After a stint as a foreign correspondent for a small press agency in Europe, Gotlieb returned to the United States and joined the staff of Yale University as a teaching associate in history and as a curator of historical manuscripts and university archivist, a position he held for seven years. Recruited by Boston University in 1963, he undertook the creation of what was described by Library Journal as “an archive that was not only useful today but that in 100 years would allow researchers to write definitively about the 20th century.”
“I consider Dr. Gotlieb a national treasure,” says news anchor Dan Rather, whose work is archived at the Gotlieb Center. “He was a first-rate scholar, a premium expert in his field, and a friend of mine for more than 40 years.
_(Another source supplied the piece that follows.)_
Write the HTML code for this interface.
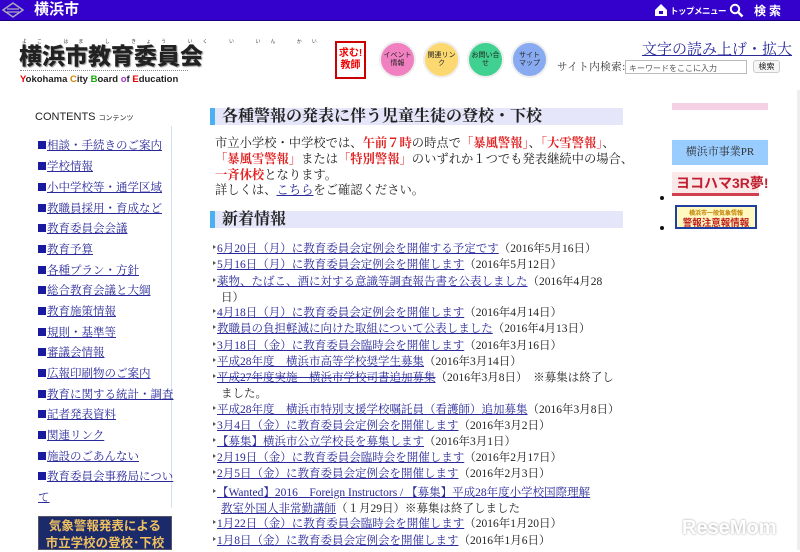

His passing will be deeply mourned by not just myself, but by hundreds of others.”
A sampling of the notable figures whose papers are housed in the Howard Gotlieb Archival Research Center includes: Nobel Prize winners Martin Luther King, Jr. (GRS’55, Hon.’59) and Elie Wiesel (Hon.’74); Isaac Asimov, Fred Astaire, Senator Edward W. Brooke III, Bette Davis, Douglas Fairbanks, Jr., Oriana Fallaci, Frances Fitzgerald, Joan Fontaine, Martha Gellhorn, Sue Grafton, David Halberstam, Angela Lansbury, Dame Alicia Markova, John Marquand, W. Somerset Maugham, John W. McCormack, a former Speaker of the House, Dan Rather, and Richard Yates.
“I loved dealing with him. Howard Gotlieb was subtle and joyous, a very special citizen of Boston, and he will be missed,” Halberstam says. Angela Lansbury, another who considered Gotlieb a friend, says, “Howard’s generosity of spirit and enthusiastic pursuit of excellence in his life’s work leaves an irrevocable marker in the lives of all of us who knew and loved him.”
Flags on the University campus were lowered to half-mast Friday in Gotlieb’s honor. A memorial service will be held at Boston University’s Marsh Chapel on January 6, 2006. Gotlieb left no immediate family members.